Das ist Luft nach oben, aber Gesundheitskompetenz hat durch KI einen sehr großen Sprung nach vorne gemacht. Nehmen wir die Sprachkompetenz, da kann ich ein Foto eines Arztbriefes auf Deutsch hochladen und übersetzen lassen, sowohl in eine andere Sprache als auch mit Blick auf die Bedeutung, also dass auch fachliches Verständnis erzeugt wird. Wir haben ein großes Compliance-Problem, weil die Menschen nicht verstehen, was ihnen gesagt wird. Wenn der Patient nun mithilfe von KI besser versteht, was die Diagnose bedeutet oder wie die Medikamente wirken, dann stärkt das die Gesundheitskompetenz deutlich. Der Patient ist besser in der Lage, mit dem Arzt zu kommunizieren.
Bei all den Chancen von KI und Digitalisierung – wo liegen die Risiken?
All das geht nicht ohne Risiken, das ist ganz klar. Man kann nie 100 Prozent sicher sein, das ist in der digitalen Welt nun mal so. Aber Risiken gibt es in der analogen Welt genauso, diese muss man bei einem Vergleich ehrlicherweise auch benennen. Ich nehme gerne die Waagschale zur Hand und frage: Wo sind die Risiken in der Summe größer – wenn ich Digitalisierung und KI nutze oder nicht nutze? Meiner Meinung gibt es weniger Risiken, wenn ich Digitalisierung nutze, die Chancen für die Versorgung werden weiterhin deutlich überwiegen. Denken wir an Arzneimittel, die zusammen ausgegeben werden, aber nicht zusammenpassen. Selbst als digitaler Laie kann ich der Gefahr aus dem Weg gehen, indem ich Fotos von den Medikamenten mache und sie von einer KI abgleichen lasse. Oder schauen wir darauf, dass Akten fehlen, Einträge falsch oder nicht lesbar sind, ein Brief nicht ankommt – was wir in der analogen Welt an Kommunikationsproblemen haben, da ist der gehackte Account vergleichsweise nur ein Tropfen auf den heißen Stein, wenn natürlich auch ein schlimmer Tropfen. Ich sehe es beim Gesundheitswesen wie beim Online-Banking: Dort herrschte vorab eine große Skepsis, aber inzwischen nutzen es so viele Menschen und das System hat sich trotz der Risiken und der vielen sensiblen Daten bewährt.

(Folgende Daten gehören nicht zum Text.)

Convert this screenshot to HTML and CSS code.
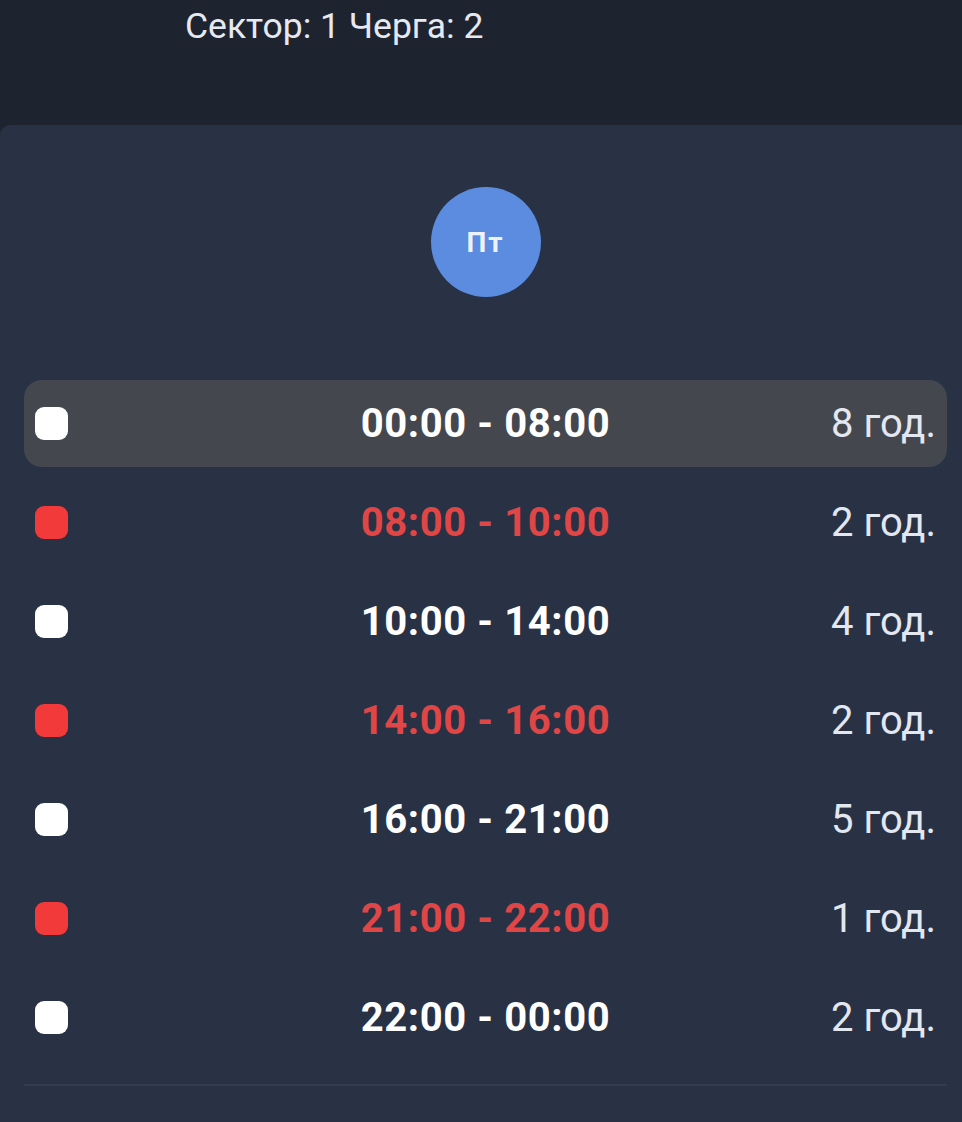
FILE: index.html
```html
<!DOCTYPE html>
<html lang="uk">
<head>
<meta charset="utf-8">
<link rel="stylesheet" href="styles.css">
</head>
<body>
<header class="top">
  <div class="sector">Сектор: 1 Черга: 2</div>
</header>
<main class="panel">
  <div class="day-wrap"><div class="day">Пт</div></div>
  <ul class="rows">
    <li class="row active"><span class="dot"></span><span class="time">00:00 - 08:00</span><span class="dur">8 год.</span></li>
    <li class="row off"><span class="dot"></span><span class="time">08:00 - 10:00</span><span class="dur">2 год.</span></li>
    <li class="row"><span class="dot"></span><span class="time">10:00 - 14:00</span><span class="dur">4 год.</span></li>
    <li class="row off"><span class="dot"></span><span class="time">14:00 - 16:00</span><span class="dur">2 год.</span></li>
    <li class="row"><span class="dot"></span><span class="time">16:00 - 21:00</span><span class="dur">5 год.</span></li>
    <li class="row off"><span class="dot"></span><span class="time">21:00 - 22:00</span><span class="dur">1 год.</span></li>
    <li class="row"><span class="dot"></span><span class="time">22:00 - 00:00</span><span class="dur">2 год.</span></li>
  </ul>
  <div class="divider"></div>
</main>
</body>
</html>
```
FILE: styles.css
```css
* { box-sizing: border-box; }
html, body { margin: 0; padding: 0; }
body {
  width: 962px;
  height: 1122px;
  overflow: hidden;
  background: #1e2330;
  font-family: Roboto, "Noto Sans", sans-serif;
}
.top {
  height: 125px;
  padding: 7px 0 0 185px;
}
.sector {
  color: #e6e9f0;
  font-size: 35.5px;
  line-height: 38px;
}
.panel {
  background: #293245;
  border-radius: 10px 0 0 0;
  height: 997px;
  padding: 62px 15px 0 24px;
}
.day-wrap {
  display: flex;
  justify-content: center;
}
.day {
  width: 110px;
  height: 110px;
  border-radius: 50%;
  background: #5b8ce0;
  color: #eef2fb;
  font-weight: 700;
  font-size: 28px;
  letter-spacing: 2px;
  display: flex;
  align-items: center;
  justify-content: center;
}
.rows {
  list-style: none;
  margin: 83px 0 0 0;
  padding: 0;
  display: flex;
  flex-direction: column;
  gap: 12px;
}
.row {
  height: 87px;
  border-radius: 18px;
  padding: 0 11px;
  display: grid;
  grid-template-columns: 1fr auto 1fr;
  align-items: center;
}
.row.active { background: #45474f; }
.dot {
  width: 33px;
  height: 33px;
  border-radius: 9px;
  background: #ffffff;
}
.off .dot { background: #f23a3a; }
.time {
  color: #ffffff;
  font-weight: 700;
  font-size: 40px;
  letter-spacing: 0.6px;
}
.off .time { color: #e04646; }
.dur {
  justify-self: end;
  color: #e3e7f0;
  font-size: 40px;
}
.divider {
  margin-top: 23px;
  height: 2px;
  background: #333c51;
}
```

Stichwort Daten: Im Oktober dieses Jahres wurde das Forschungsdatenzentrum Gesundheit eröffnet. Es bildet künftig die zentrale Infrastruktur für die sichere Bereitstellung und Nutzung von Gesundheitsdaten zu Forschungszwecken. Was versprechen Sie sich davon?
Das ist ein wichtiger Schritt. Nehmen wir Krankenhausfälle und Datenprognose im Gesundheitswesen. Wenn wir jetzt endlich mit vielen Daten arbeiten können, also nicht nur mit Routine-Daten wie bislang, sondern auch mit Lifestyle-Daten der Versicherten, und das im Zusammenspiel mit KI, dann können damit immer bessere Prognosen zur Gesundheit gemacht werden. Es gibt einen Begriff dafür, es nennt sich Disease Interception. Das Ziel ist, Krankheiten zu identifizieren, bevor Symptome auftreten, und Versicherte durch entsprechende Prävention so zu steuern, dass die Krankheit erst gar nicht oder viel später ausbricht und man zugleich Folgekosten über Jahre oder Jahrzehnte vermeidet.

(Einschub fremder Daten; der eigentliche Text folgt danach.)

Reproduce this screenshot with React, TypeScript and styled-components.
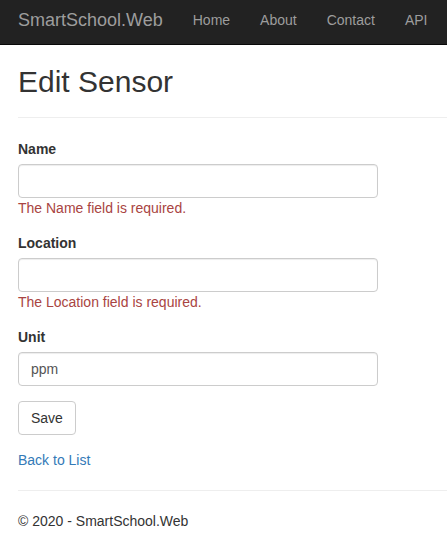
import React from "react";
import styled, { createGlobalStyle } from "styled-components";

const GlobalStyle = createGlobalStyle`
  html, body {
    margin: 0;
    padding: 0;
    background: #fff;
  }
  body {
    font-family: "Liberation Sans", Arial, Helvetica, sans-serif;
    font-size: 14px;
    line-height: 20px;
    color: #333;
    overflow: hidden;
  }
  * { box-sizing: border-box; }
`;

const Navbar = styled.nav`
  height: 45px;
  background: #222;
  border-bottom: 1px solid #080808;
  display: flex;
  align-items: flex-start;
  padding-left: 18px;
`;

const Brand = styled.a`
  font-size: 18px;
  line-height: 20px;
  padding-top: 10px;
  color: #9d9d9d;
  text-decoration: none;
  margin-right: 15px;
  white-space: nowrap;
`;

const NavList = styled.ul`
  list-style: none;
  margin: 0;
  padding: 0;
  display: flex;
`;

const NavLink = styled.a`
  display: block;
  padding: 10px 15px 0;
  line-height: 20px;
  font-size: 14px;
  color: #9d9d9d;
  text-decoration: none;
  white-space: nowrap;
`;

const Container = styled.main`
  padding-left: 18px;
`;

const Title = styled.h2`
  margin: 20px 0 0;
  font-size: 30px;
  line-height: 33px;
  font-weight: 500;
  color: #333;
`;

const Rule = styled.hr<{ $top: number; $bottom: number }>`
  margin: ${(p) => p.$top}px 0 ${(p) => p.$bottom}px;
  border: 0;
  border-top: 1px solid #eee;
  height: 0;
`;

const FormGroup = styled.div`
  margin-bottom: 15px;
`;

const Label = styled.label`
  display: block;
  font-weight: 700;
  margin-bottom: 5px;
  line-height: 20px;
`;

const Input = styled.input`
  display: block;
  width: 360px;
  height: 34px;
  padding: 6px 12px;
  font-family: inherit;
  font-size: 14px;
  line-height: 20px;
  color: #555;
  background: #fff;
  border: 1px solid #ccc;
  border-radius: 4px;
  box-shadow: inset 0 1px 1px rgba(0, 0, 0, 0.075);
  outline: none;
`;

const ErrorText = styled.span`
  display: block;
  color: #a94442;
  line-height: 20px;
`;

const Button = styled.button`
  display: block;
  height: 34px;
  padding: 6px 12px;
  font-family: inherit;
  font-size: 14px;
  line-height: 20px;
  color: #333;
  background: #fff;
  border: 1px solid #ccc;
  border-radius: 4px;
`;

const LinkRow = styled.div`
  line-height: 20px;
`;

const TextLink = styled.a`
  color: #337ab7;
  text-decoration: none;
`;

const Footer = styled.footer`
  margin: 0;
  line-height: 20px;
`;

const fields = [
  { label: "Name", value: "", error: "The Name field is required." },
  { label: "Location", value: "", error: "The Location field is required." },
  { label: "Unit", value: "ppm", error: "" },
];

export default function App() {
  return (
    <>
      <GlobalStyle />
      <Navbar>
        <Brand href="#">SmartSchool.Web</Brand>
        <NavList>
          {["Home", "About", "Contact", "API"].map((n) => (
            <li key={n}>
              <NavLink href="#">{n}</NavLink>
            </li>
          ))}
        </NavList>
      </Navbar>
      <Container>
        <Title>Edit Sensor</Title>
        <Rule $top={19} $bottom={21} />
        <form onSubmit={(e) => e.preventDefault()}>
          {fields.map((f) => (
            <FormGroup key={f.label}>
              <Label>{f.label}</Label>
              <Input type="text" defaultValue={f.value} />
              {f.error && <ErrorText>{f.error}</ErrorText>}
            </FormGroup>
          ))}
          <FormGroup>
            <Button type="submit">Save</Button>
          </FormGroup>
        </form>
        <LinkRow>
          <TextLink href="#">Back to List</TextLink>
        </LinkRow>
        <Rule $top={20} $bottom={20} />
        <Footer>© 2020 - SmartSchool.Web</Footer>
      </Container>
    </>
  );
}
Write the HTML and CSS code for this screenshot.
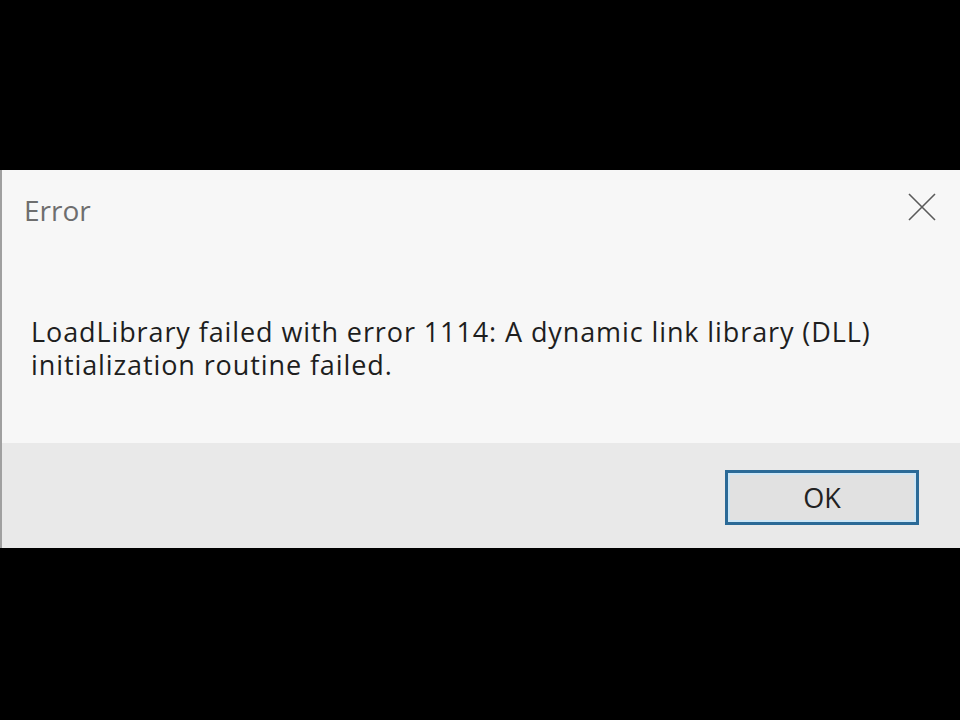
FILE: index.html
```html
<!DOCTYPE html>
<html lang="en">
<head>
<meta charset="utf-8">
<title>Error</title>
<link rel="stylesheet" href="styles.css">
</head>
<body>
<div class="dialog">
  <div class="titlebar">
    <span class="title">Error</span>
    <svg class="close" width="28" height="28" viewBox="0 0 28 28" aria-hidden="true">
      <path d="M1 1 L27 27 M27 1 L1 27" stroke="#5a5a5a" stroke-width="1.6" fill="none"/>
    </svg>
  </div>
  <p class="message">LoadLibrary failed with error 1114: A dynamic link library (DLL) initialization routine failed.</p>
  <div class="footer">
    <button class="ok">OK</button>
  </div>
</div>
</body>
</html>
```

FILE: styles.css
```css
html, body {
  margin: 0;
  padding: 0;
  background: #000;
}
body {
  height: 720px;
  padding-top: 170px;
  box-sizing: border-box;
  font-family: "Open Sans", "Noto Sans", sans-serif;
}
.dialog {
  height: 378px;
  background: #f7f7f7;
  border-left: 2px solid #a0a0a0;
  display: flex;
  flex-direction: column;
  box-sizing: border-box;
}
.titlebar {
  display: flex;
  justify-content: space-between;
  align-items: flex-start;
  padding: 23px 24px 0 22px;
}
.title {
  font-size: 28px;
  line-height: 34px;
  color: #6e6e6e;
}
.close {
  display: block;
}
.message {
  margin: 88px 0 0 29px;
  font-size: 27px;
  line-height: 33px;
  letter-spacing: 0.9px;
  color: #1e1e1e;
  width: 900px;
}
.footer {
  margin-top: auto;
  height: 105px;
  background: #e9e9e9;
  display: flex;
  justify-content: flex-end;
  align-items: flex-start;
  padding: 27px 41px 0 0;
  box-sizing: border-box;
}
.ok {
  width: 194px;
  height: 55px;
  border: 3px solid #2b6a97;
  box-shadow: inset 0 0 0 2px #cde6f6;
  background: #e1e1e1;
  font-family: "Open Sans", "Noto Sans", sans-serif;
  font-size: 27px;
  line-height: 30px;
  color: #222;
  padding: 0;
}
```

Wenn Sie auf die Versorgung im Jahr 2030 blicken – wie sähe ein digital transformiertes Gesundheitssystem im Idealfall für Sie aus?

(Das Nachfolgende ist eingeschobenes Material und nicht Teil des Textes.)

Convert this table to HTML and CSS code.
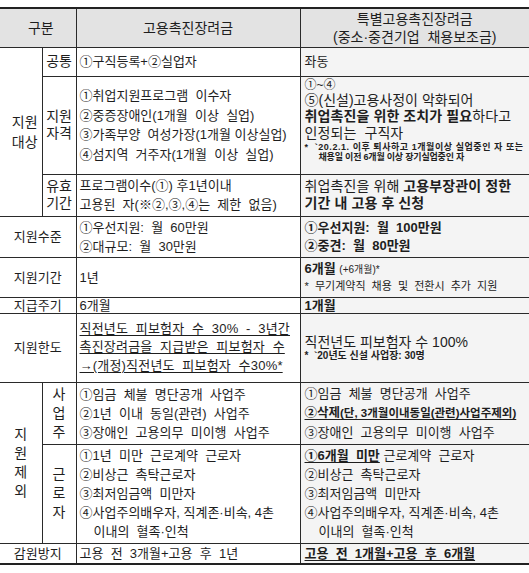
FILE: index.html
```html
<!DOCTYPE html>
<html lang="ko">
<head>
<meta charset="utf-8">
<title>고용촉진장려금 비교</title>
<link rel="stylesheet" href="styles.css">
</head>
<body>
<table class="grid">
  <colgroup>
    <col class="c-group">
    <col class="c-sub">
    <col class="c-old">
    <col class="c-new">
  </colgroup>
  <tr class="r-head">
    <th colspan="2" class="lab">구분</th>
    <th class="hd">고용촉진장려금</th>
    <th class="hd">특별고용촉진장려금<br>(중소·중견기업&nbsp; 채용보조금)</th>
  </tr>
  <tr class="r-common">
    <td rowspan="3" class="lab group">지원<br>대상</td>
    <td class="lab sub">공통</td>
    <td class="txt">①구직등록+②실업자</td>
    <td class="txt new">좌동</td>
  </tr>
  <tr class="r-qual">
    <td class="lab sub two">지원<br>자격</td>
    <td class="txt old-list">
      <div>①취업지원프로그램&nbsp; 이수자</div>
      <div>②중증장애인(1개월&nbsp; 이상&nbsp; 실업)</div>
      <div>③가족부양&nbsp; 여성가장(1개월 이상실업)</div>
      <div>④섬지역&nbsp; 거주자(1개월&nbsp; 이상&nbsp; 실업)</div>
    </td>
    <td class="txt new top">
      <div class="l-small">①~④</div>
      <div class="l-mid">⑤(신설)고용사정이 악화되어</div>
      <div class="l-big"><b>취업촉진을 위한 조치가 필요</b>하다고</div>
      <div class="l-big">인정되는&nbsp; 구직자</div>
      <div class="note wide">*&nbsp; `20.2.1. 이후 퇴사하고 1개월이상 실업중인 자 또는</div>
      <div class="note indent">채용일 이전 6개월 이상 장기실업중인 자</div>
    </td>
  </tr>
  <tr class="r-valid">
    <td class="lab sub two">유효<br>기간</td>
    <td class="txt">
      <div>프로그램이수(①) 후1년이내</div>
      <div>고용된&nbsp; 자(※②,③,④는&nbsp; 제한&nbsp; 없음)</div>
    </td>
    <td class="txt new">
      <div class="l-big">취업촉진을 위해 <b>고용부장관이 정한</b></div>
      <div class="l-big"><b>기간 내 고용 후 신청</b></div>
    </td>
  </tr>
  <tr class="r-level">
    <td colspan="2" class="lab">지원수준</td>
    <td class="txt">
      <div>①우선지원:&nbsp; 월&nbsp; 60만원</div>
      <div>②대규모:&nbsp; 월&nbsp; 30만원</div>
    </td>
    <td class="txt new">
      <div class="l-bold">①우선지원:&nbsp; 월&nbsp; 100만원</div>
      <div class="l-bold">②중견:&nbsp; 월&nbsp; 80만원</div>
    </td>
  </tr>
  <tr class="r-period">
    <td colspan="2" class="lab">지원기간</td>
    <td class="txt">1년</td>
    <td class="txt new">
      <div class="l-tight"><b>6개월</b> <span class="tiny">(+6개월)*</span></div>
      <div class="l-tight small">*&nbsp; 무기계약직&nbsp; 채용&nbsp; 및&nbsp; 전환시&nbsp; 추가&nbsp; 지원</div>
    </td>
  </tr>
  <tr class="r-cycle">
    <td colspan="2" class="lab">지급주기</td>
    <td class="txt">6개월</td>
    <td class="txt new"><b>1개월</b></td>
  </tr>
  <tr class="r-limit">
    <td colspan="2" class="lab">지원한도</td>
    <td class="txt limit">
      <div><u>직전년도&nbsp; 피보험자&nbsp; 수&nbsp; 30%&nbsp; -&nbsp; 3년간</u></div>
      <div><u>촉진장려금을&nbsp; 지급받은&nbsp; 피보험자&nbsp; 수</u></div>
      <div><u>→(개정)직전년도&nbsp; 피보험자&nbsp; 수30%*</u></div>
    </td>
    <td class="txt new">
      <div class="l-limit">직전년도 피보험자 수 100%</div>
      <div class="note strong">*&nbsp; `20년도 신설 사업장: 30명</div>
    </td>
  </tr>
  <tr class="r-owner">
    <td rowspan="2" class="lab group vert">지<br>원<br>제<br>외</td>
    <td class="lab sub vert">사<br>업<br>주</td>
    <td class="txt">
      <div>①임금&nbsp; 체불&nbsp; 명단공개&nbsp; 사업주</div>
      <div>②1년&nbsp; 이내&nbsp; 동일(관련)&nbsp; 사업주</div>
      <div>③장애인&nbsp; 고용의무&nbsp; 미이행&nbsp; 사업주</div>
    </td>
    <td class="txt new">
      <div>①임금&nbsp; 체불&nbsp; 명단공개&nbsp; 사업주</div>
      <div><u><b class="del">②삭제</b><b class="paren">(단, 3개월이내동일(관련)사업주제외)</b></u></div>
      <div>③장애인&nbsp; 고용의무&nbsp; 미이행&nbsp; 사업주</div>
    </td>
  </tr>
  <tr class="r-worker">
    <td class="lab sub vert">근<br>로<br>자</td>
    <td class="txt">
      <div>①1년&nbsp; 미만&nbsp; 근로계약&nbsp; 근로자</div>
      <div>②비상근&nbsp; 촉탁근로자</div>
      <div>③최저임금액&nbsp; 미만자</div>
      <div>④사업주의배우자, 직계존·비속, 4촌</div>
      <div class="indent">이내의&nbsp; 혈족·인척</div>
    </td>
    <td class="txt new">
      <div><u><b>①6개월&nbsp; 미만</b></u> 근로계약&nbsp; 근로자</div>
      <div>②비상근&nbsp; 촉탁근로자</div>
      <div>③최저임금액&nbsp; 미만자</div>
      <div>④사업주의배우자, 직계존·비속, 4촌</div>
      <div class="indent">이내의&nbsp; 혈족·인척</div>
    </td>
  </tr>
  <tr class="r-keep">
    <td colspan="2" class="lab">감원방지</td>
    <td class="txt">고용&nbsp; 전&nbsp; 3개월+고용&nbsp; 후&nbsp; 1년</td>
    <td class="txt new"><u><b>고용&nbsp; 전&nbsp; 1개월+고용&nbsp; 후&nbsp; 6개월</b></u></td>
  </tr>
</table>
</body>
</html>
```

FILE: styles.css
```css
html, body {
  margin: 0;
  padding: 0;
  background: #ffffff;
}

body {
  font-family: "Liberation Sans", "Noto Sans CJK KR", sans-serif;
  color: #1e1e1e;
}

.grid {
  margin-top: 7px;
  width: 529px;
  border-collapse: collapse;
  table-layout: fixed;
  border-top: 2px solid #222;
  border-bottom: 2px solid #222;
}

.c-group { width: 42px; }
.c-sub { width: 34px; }
.c-old { width: 224px; }
.c-new { width: 229px; }

.grid th,
.grid td {
  border: 1px solid #2a2a2a;
  padding: 0;
  font-size: 13px;
  line-height: 19px;
  font-weight: 400;
  vertical-align: middle;
  white-space: nowrap;
  overflow: hidden;
}

.grid tr > :first-child { border-left: none; }
.grid tr > :last-child { border-right: none; }

.r-head th {
  background: #e3e3e3;
  font-size: 14px;
  line-height: 18px;
  text-align: center;
}

.lab {
  text-align: center;
  padding-left: 6px;
}

.grid .r-head th.lab { padding-left: 6px; }

.grid td.group {
  padding-left: 8px;
  padding-right: 0;
  font-size: 14px;
  line-height: 20px;
}

.grid td.sub {
  padding: 0;
  text-align: center;
  font-size: 14px;
}

.grid td.two { line-height: 17px; }
.grid td.vert { line-height: 19px; }
.grid td.group.vert { padding-left: 0; }

.grid td.txt {
  padding-left: 3px;
  text-align: left;
}

.grid td.new {
  background: #f4f4f4;
  padding-left: 4px;
}

.grid td.top { vertical-align: top; }

.old-list div { line-height: 19.5px; }

.l-small { font-size: 12px; line-height: 14px; padding-top: 1px; }
.l-mid { font-size: 14px; line-height: 16px; }
.l-big { font-size: 14px; line-height: 17px; letter-spacing: 0.1px; }
.l-limit { font-size: 14px; line-height: 16px; }
.l-bold { font-weight: 700; font-size: 13px; line-height: 18px; }
.l-tight { line-height: 16px; }

.note {
  font-size: 9px;
  line-height: 10.5px;
  font-weight: 700;
  letter-spacing: -0.2px;
}

.note.wide { letter-spacing: 0.55px; }

.note.strong { font-size: 10px; line-height: 12px; letter-spacing: 0; }

.indent { padding-left: 14px; }

.tiny { font-size: 10px; }
.small { font-size: 11px; }

.del { font-size: 12.5px; }
.paren { font-size: 11.5px; letter-spacing: 0; }

.limit div { line-height: 18.5px; letter-spacing: 0.2px; }

b { font-weight: 700; }
u { text-decoration-thickness: 1px; text-underline-offset: 2px; }

.r-head { height: 39px; }
.r-common { height: 29px; }
.r-qual { height: 98px; }
.r-valid { height: 42px; }
.r-level { height: 41px; }
.r-period { height: 40px; }
.r-cycle { height: 15px; }
.r-limit { height: 69px; }
.r-owner { height: 62px; }
.r-worker { height: 99px; }
.r-keep { height: 21px; }

.r-cycle td { line-height: 15px; }
.r-keep td { line-height: 19px; }
```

Meine Vision ist, dass das Gesundheitssystem schnell und zuverlässig ist und der Patient die richtige Diagnose erhält, ohne dass er vorher mehrere Ärzte mit unterschiedlichen Meinungen konsultieren muss. Dass er bei angsteinflößenden Symptomen wie Blut im Stuhl zeitnah einen Zugang zur Hilfe bekommt, zum Beispiel indem er am Computer Fragen beantwortet und ihm bei Verdacht auf eine schwerwiegende Erkrankung sofort ein Termin beim Arzt zugewiesen wird. Im Grunde wäre das eine digitale Triage, bei der Bagatellfälle eher hintenanstehen, die Arztpraxen weniger überfüllt sind, und dann für die Patienten, die schwerer erkrankt sind, wirklich Zeit vorhanden ist. Und ich glaube, wir sind gar nicht so weit davon entfernt. Was in Sachen Digitalisierung vorher Jahrzehnte gedauert hat, wird jetzt Monate dauern. Wenn wir auf 2030 blicken, dann wird sich bis dahin mehr getan haben als in letzten Jahrzehnten. Der Mensch wird weniger vor dem Computer sitzen, als sich viel mehr mit seiner KI über die Datenbrille unterhalten. So wie ich heute schon sehr gerne kritische Diskussionen mit ChatGPT per Audio führe.